Three of the Bloody Bender’s hammers use to claim their victim’s life are on display behind bullet-proof glass in the Cherryvale Museum. One of the hammers is a 6-poung collier’s hammer, another an Alaskan shoe hammer and the third a common small hammer. The weapons are the only remaining artifacts publicly displayed from the inside of the Bender homestead. LeRoy Dick, fearing the excitement of so many irresponsible spectators prowling about, and to avoid the loss of valuable evidence, officially took charge at the Bender murdering farm, ordered nothing be removed from inside the inn, and personally supervised the search within the shack that followed. He removed several items including the three hammers to his home, to be held until called for by the legal authorities. In a notarized document dated April 25, 1967, Cornelius P. Dick stated “These items were never called for. Thus these hammers came into the possession of the Dick family. Since that time, these hammers have never left the possession of our family. I well remember seeing them about our place frequently. I occasionally used them for the purpose of cracking hickory nuts. At one time my father took them to the state Historical Society at Topeka with the intention of presenting them to the Society, but owing to some of the formalities connected with the transfer, my father felt that he was being imposed upon, and brought the hammers back with him to his home. After my father’s death in April, 1939, after full discussion with family members and heirs, it was agreed these hammers should be presented to the Cherryvale Museum, and I was to see that this was done.”
The following day after finding Dr. York’s shallow grave, people from all over the region gathered at the Bender property as a search for more bodies was in progress. Julius Pleetz, an Independence photographer, reveals the large crowd of on-lookers who came to the lonely Bender Inn northeast of Cherryvale to witness the scene of the brutal crimes committed by the now known Bender family. The photo shows several men wearing Civil War-era hats, which was appropriate at that time. The photographer took the liberty to enhance some of the graves and background with an ink etching. The Bender Inn is visible in background at far left with the tiny barn to the right of the inn.
On May 7, 1873, a search party descended onto the Bender’s deserted homestead with spades, shovels and plows. After the cabin was lifted and moved aside, a search was made under the house, but nothing was found. The search was about to be called off when Dr. William York’s brother, Colonel Ed York, from his buggy noticed the outline of a body’s depression in the small orchard. Digging began and tragically Dr. York’s body was found buried, head downward, feet scarcely covered. His skull had been smashed from behind with a hammer and his throat had been cut. Harper’s Weekly, June 7, 1873, published the above sketch made from one of the photographs by Mr. Gamble of Parsons.

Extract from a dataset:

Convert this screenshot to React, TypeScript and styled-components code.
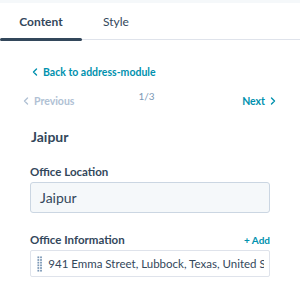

For several road-weary travelers the Bender Inn was the end of the road.
This 1873 photograph shows the infamous Bender Inn the day after the grave digging began. Local residents pose in front of the tiny inn where souvenir hunters have already started to remove wood siding on all four sides. The inn served as a general store and a wayside inn during the winter of 1871 to the spring of 1873. The Benders provided travelers with provisions, a meal to eat, a place to sleep–and a place to die. Measuring 16 feet by 24 feet, it was not large or fancy, not for a grocery store and an inn. The only paint on the structure was a crude sign over the front door simply stating “GROCERIES.” At the time of this photograph, the crude sign has already become a souvenir. The inn faced the Osage Mission-Fort Scott Road. In early May, 1873, the Bender family quickly fled from their homestead leaving behind ten, to be discovered, graves. News soon spread about the “Bloody Benders” deadly deeds. Soon hundreds of sight-seers and curious relic-seekers flocked to the farm carrying away every last remnant of the building, taking the stones that lined the cellar walls and even chopping the corral fence into splinters for souvenirs. By 1886, the Inn was reduced to nothing more than an empty hole that had once been the cellar.